Concrete planters make a permanent addition anywhere you would like to plant flowers, small shrubs or ornamental grasses. They won’t rot over time like wooden planters, and they can be formed with decorative borders or other embellishments to complement your home’s style.
- Privacy screen
An outdoor privacy screen made of geometric designs may remind you of something that was popular in the mid-part of the last century, but it’s an option you can use to control who can view areas of your property — and it doesn’t require the same amount of upkeep as a wood fence. It also has a more attractive appearance if you require some privacy screening along the front of your home.
Upgrade your driveway from asphalt to concrete stone. You can choose from a number of different patterns to create an attractive look and increase your home’s curb appeal.
Unique Uses for Concrete
Concrete can be used in some ways you wouldn’t immediately associate with this building material. Designers are getting very creative at exploring options for working with concrete and making the most of its properties. Here are some of the unconventional ways you might find concrete used:
- Floating docks
Precast concrete has been used to make floating dock systems. This material is a better option than wood since it will not succumb to the effects of being exposed to weather or water over time. The product is both easy to maintain and attractive to the eye.

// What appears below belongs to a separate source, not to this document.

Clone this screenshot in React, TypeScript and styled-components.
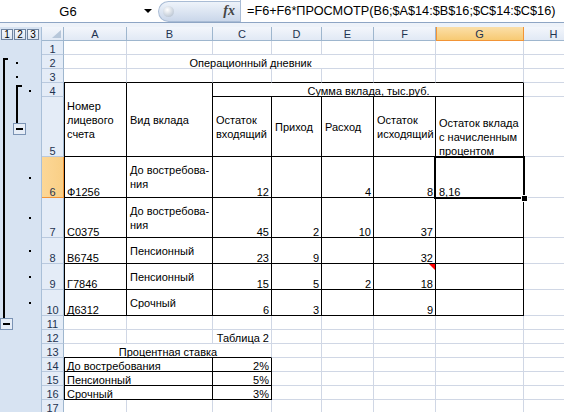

- Translucent panels for buildings
Concrete doesn’t have to be thick and opaque. It can admit natural light during the day and transmit artificial light after dark. This design feature could be a source of energy savings when implemented.
- Light-transmitting panels
Concrete panels that transmit light after dark can be used to make up a display screen for abstract patterns, letters or numbers. Each panel is operated independently, which gives operators the freedom to control the specific design as they wish. At dawn, the concrete returns to its usual appearance.
A Versatile Building Material That Spans the Ages
Concrete is a multi-purpose building material that is highly prized for its versatility and strength. It’s no wonder it’s still in use despite being discovered in ancient times. Modern technology continues to improve concrete as well, and there will be interesting developments to come.